> _WRITTEN EXERCISE_
Omit any picture, and return the remaining data exactly as written.

> _COLLECTED MATERIAL_
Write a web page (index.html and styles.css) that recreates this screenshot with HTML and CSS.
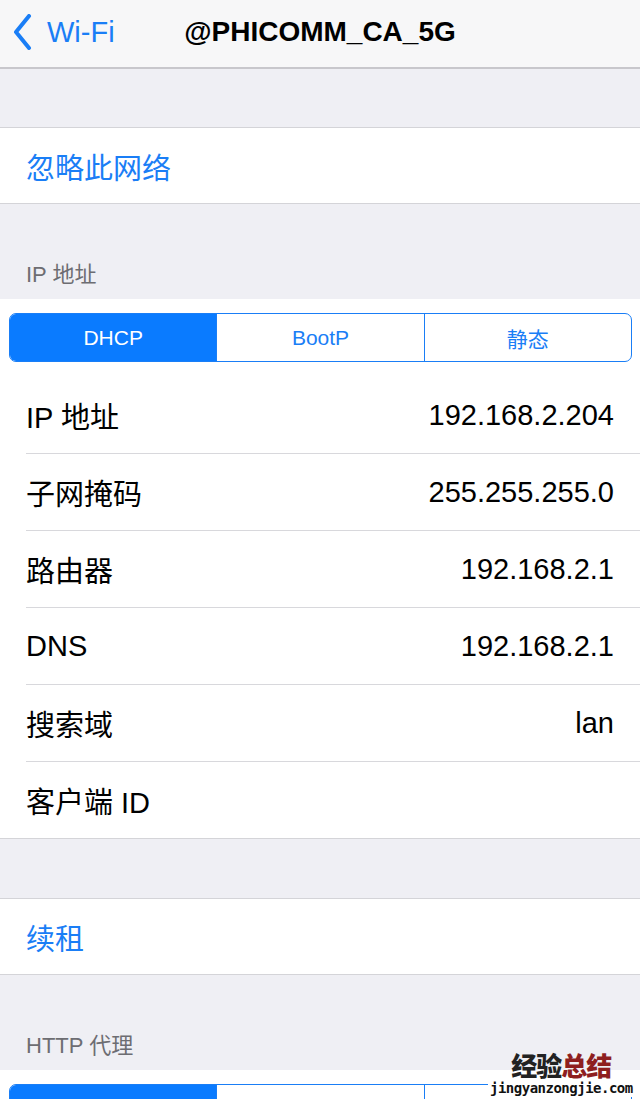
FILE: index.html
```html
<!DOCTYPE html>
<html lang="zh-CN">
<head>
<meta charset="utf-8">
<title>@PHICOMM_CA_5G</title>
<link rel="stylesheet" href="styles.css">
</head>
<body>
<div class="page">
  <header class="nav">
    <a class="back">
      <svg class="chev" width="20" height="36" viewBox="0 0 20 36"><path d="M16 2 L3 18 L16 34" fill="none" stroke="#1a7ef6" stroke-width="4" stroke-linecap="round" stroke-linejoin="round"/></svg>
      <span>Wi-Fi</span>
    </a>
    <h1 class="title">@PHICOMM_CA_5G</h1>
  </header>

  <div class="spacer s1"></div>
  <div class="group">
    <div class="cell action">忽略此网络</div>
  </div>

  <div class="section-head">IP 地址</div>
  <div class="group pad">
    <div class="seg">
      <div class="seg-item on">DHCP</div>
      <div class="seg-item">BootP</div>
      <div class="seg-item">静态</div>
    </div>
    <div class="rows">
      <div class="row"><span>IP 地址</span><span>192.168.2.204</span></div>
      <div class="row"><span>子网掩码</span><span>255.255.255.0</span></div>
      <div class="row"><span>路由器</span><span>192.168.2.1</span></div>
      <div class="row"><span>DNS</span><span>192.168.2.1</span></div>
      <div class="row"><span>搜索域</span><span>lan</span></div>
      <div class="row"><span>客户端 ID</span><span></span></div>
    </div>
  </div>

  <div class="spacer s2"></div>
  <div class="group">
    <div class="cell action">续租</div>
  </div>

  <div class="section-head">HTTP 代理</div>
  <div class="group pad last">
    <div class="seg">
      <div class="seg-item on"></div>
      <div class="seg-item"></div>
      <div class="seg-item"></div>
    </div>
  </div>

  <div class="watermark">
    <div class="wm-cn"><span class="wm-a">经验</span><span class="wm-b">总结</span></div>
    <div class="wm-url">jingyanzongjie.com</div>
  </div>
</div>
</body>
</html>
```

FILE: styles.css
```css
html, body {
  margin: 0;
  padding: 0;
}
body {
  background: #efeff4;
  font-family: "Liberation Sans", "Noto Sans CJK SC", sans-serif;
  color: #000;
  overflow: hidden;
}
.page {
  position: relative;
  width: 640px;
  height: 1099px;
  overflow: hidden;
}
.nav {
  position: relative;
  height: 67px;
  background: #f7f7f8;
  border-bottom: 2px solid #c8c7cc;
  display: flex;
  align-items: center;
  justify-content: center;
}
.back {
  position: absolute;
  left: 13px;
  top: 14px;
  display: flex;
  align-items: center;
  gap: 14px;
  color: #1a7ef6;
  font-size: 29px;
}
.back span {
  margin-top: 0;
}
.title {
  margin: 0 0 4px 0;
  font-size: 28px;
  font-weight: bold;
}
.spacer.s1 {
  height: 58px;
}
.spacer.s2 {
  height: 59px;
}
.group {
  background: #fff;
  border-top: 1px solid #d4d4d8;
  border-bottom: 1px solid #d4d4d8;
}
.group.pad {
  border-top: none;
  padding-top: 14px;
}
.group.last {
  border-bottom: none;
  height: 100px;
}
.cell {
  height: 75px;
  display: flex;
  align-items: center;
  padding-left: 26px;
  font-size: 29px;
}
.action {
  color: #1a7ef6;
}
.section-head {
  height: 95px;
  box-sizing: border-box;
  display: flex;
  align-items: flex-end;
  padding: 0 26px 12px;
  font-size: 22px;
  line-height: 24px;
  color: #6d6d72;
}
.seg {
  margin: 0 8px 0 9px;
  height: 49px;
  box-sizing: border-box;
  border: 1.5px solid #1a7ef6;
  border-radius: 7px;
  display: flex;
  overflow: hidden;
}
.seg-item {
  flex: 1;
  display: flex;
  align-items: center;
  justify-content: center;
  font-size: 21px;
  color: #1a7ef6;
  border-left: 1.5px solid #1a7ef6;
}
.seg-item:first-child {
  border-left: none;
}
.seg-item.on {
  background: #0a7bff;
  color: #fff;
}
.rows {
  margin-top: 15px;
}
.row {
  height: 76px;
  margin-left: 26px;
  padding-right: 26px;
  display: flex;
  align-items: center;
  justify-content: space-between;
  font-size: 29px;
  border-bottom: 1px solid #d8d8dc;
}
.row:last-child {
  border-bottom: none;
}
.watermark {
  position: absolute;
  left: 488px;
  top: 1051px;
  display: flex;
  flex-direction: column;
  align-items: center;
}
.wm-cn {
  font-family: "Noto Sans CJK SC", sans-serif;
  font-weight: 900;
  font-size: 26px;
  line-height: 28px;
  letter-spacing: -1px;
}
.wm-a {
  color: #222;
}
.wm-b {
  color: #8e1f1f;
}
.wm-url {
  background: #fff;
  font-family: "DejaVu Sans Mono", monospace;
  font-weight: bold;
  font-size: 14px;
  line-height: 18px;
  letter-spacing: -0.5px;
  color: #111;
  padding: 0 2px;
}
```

> _FULL OUTPUT_
Write a web page (index.html and styles.css) that recreates this screenshot with HTML and CSS.
FILE: index.html
```html
<!DOCTYPE html>
<html lang="zh-CN">
<head>
<meta charset="utf-8">
<title>@PHICOMM_CA_5G</title>
<link rel="stylesheet" href="styles.css">
</head>
<body>
<div class="page">
  <header class="nav">
    <a class="back">
      <svg class="chev" width="20" height="36" viewBox="0 0 20 36"><path d="M16 2 L3 18 L16 34" fill="none" stroke="#1a7ef6" stroke-width="4" stroke-linecap="round" stroke-linejoin="round"/></svg>
      <span>Wi-Fi</span>
    </a>
    <h1 class="title">@PHICOMM_CA_5G</h1>
  </header>

  <div class="spacer s1"></div>
  <div class="group">
    <div class="cell action">忽略此网络</div>
  </div>

  <div class="section-head">IP 地址</div>
  <div class="group pad">
    <div class="seg">
      <div class="seg-item on">DHCP</div>
      <div class="seg-item">BootP</div>
      <div class="seg-item">静态</div>
    </div>
    <div class="rows">
      <div class="row"><span>IP 地址</span><span>192.168.2.204</span></div>
      <div class="row"><span>子网掩码</span><span>255.255.255.0</span></div>
      <div class="row"><span>路由器</span><span>192.168.2.1</span></div>
      <div class="row"><span>DNS</span><span>192.168.2.1</span></div>
      <div class="row"><span>搜索域</span><span>lan</span></div>
      <div class="row"><span>客户端 ID</span><span></span></div>
    </div>
  </div>

  <div class="spacer s2"></div>
  <div class="group">
    <div class="cell action">续租</div>
  </div>

  <div class="section-head">HTTP 代理</div>
  <div class="group pad last">
    <div class="seg">
      <div class="seg-item on"></div>
      <div class="seg-item"></div>
      <div class="seg-item"></div>
    </div>
  </div>

  <div class="watermark">
    <div class="wm-cn"><span class="wm-a">经验</span><span class="wm-b">总结</span></div>
    <div class="wm-url">jingyanzongjie.com</div>
  </div>
</div>
</body>
</html>
```

FILE: styles.css
```css
html, body {
  margin: 0;
  padding: 0;
}
body {
  background: #efeff4;
  font-family: "Liberation Sans", "Noto Sans CJK SC", sans-serif;
  color: #000;
  overflow: hidden;
}
.page {
  position: relative;
  width: 640px;
  height: 1099px;
  overflow: hidden;
}
.nav {
  position: relative;
  height: 67px;
  background: #f7f7f8;
  border-bottom: 2px solid #c8c7cc;
  display: flex;
  align-items: center;
  justify-content: center;
}
.back {
  position: absolute;
  left: 13px;
  top: 14px;
  display: flex;
  align-items: center;
  gap: 14px;
  color: #1a7ef6;
  font-size: 29px;
}
.back span {
  margin-top: 0;
}
.title {
  margin: 0 0 4px 0;
  font-size: 28px;
  font-weight: bold;
}
.spacer.s1 {
  height: 58px;
}
.spacer.s2 {
  height: 59px;
}
.group {
  background: #fff;
  border-top: 1px solid #d4d4d8;
  border-bottom: 1px solid #d4d4d8;
}
.group.pad {
  border-top: none;
  padding-top: 14px;
}
.group.last {
  border-bottom: none;
  height: 100px;
}
.cell {
  height: 75px;
  display: flex;
  align-items: center;
  padding-left: 26px;
  font-size: 29px;
}
.action {
  color: #1a7ef6;
}
.section-head {
  height: 95px;
  box-sizing: border-box;
  display: flex;
  align-items: flex-end;
  padding: 0 26px 12px;
  font-size: 22px;
  line-height: 24px;
  color: #6d6d72;
}
.seg {
  margin: 0 8px 0 9px;
  height: 49px;
  box-sizing: border-box;
  border: 1.5px solid #1a7ef6;
  border-radius: 7px;
  display: flex;
  overflow: hidden;
}
.seg-item {
  flex: 1;
  display: flex;
  align-items: center;
  justify-content: center;
  font-size: 21px;
  color: #1a7ef6;
  border-left: 1.5px solid #1a7ef6;
}
.seg-item:first-child {
  border-left: none;
}
.seg-item.on {
  background: #0a7bff;
  color: #fff;
}
.rows {
  margin-top: 15px;
}
.row {
  height: 76px;
  margin-left: 26px;
  padding-right: 26px;
  display: flex;
  align-items: center;
  justify-content: space-between;
  font-size: 29px;
  border-bottom: 1px solid #d8d8dc;
}
.row:last-child {
  border-bottom: none;
}
.watermark {
  position: absolute;
  left: 488px;
  top: 1051px;
  display: flex;
  flex-direction: column;
  align-items: center;
}
.wm-cn {
  font-family: "Noto Sans CJK SC", sans-serif;
  font-weight: 900;
  font-size: 26px;
  line-height: 28px;
  letter-spacing: -1px;
}
.wm-a {
  color: #222;
}
.wm-b {
  color: #8e1f1f;
}
.wm-url {
  background: #fff;
  font-family: "DejaVu Sans Mono", monospace;
  font-weight: bold;
  font-size: 14px;
  line-height: 18px;
  letter-spacing: -0.5px;
  color: #111;
  padding: 0 2px;
}
```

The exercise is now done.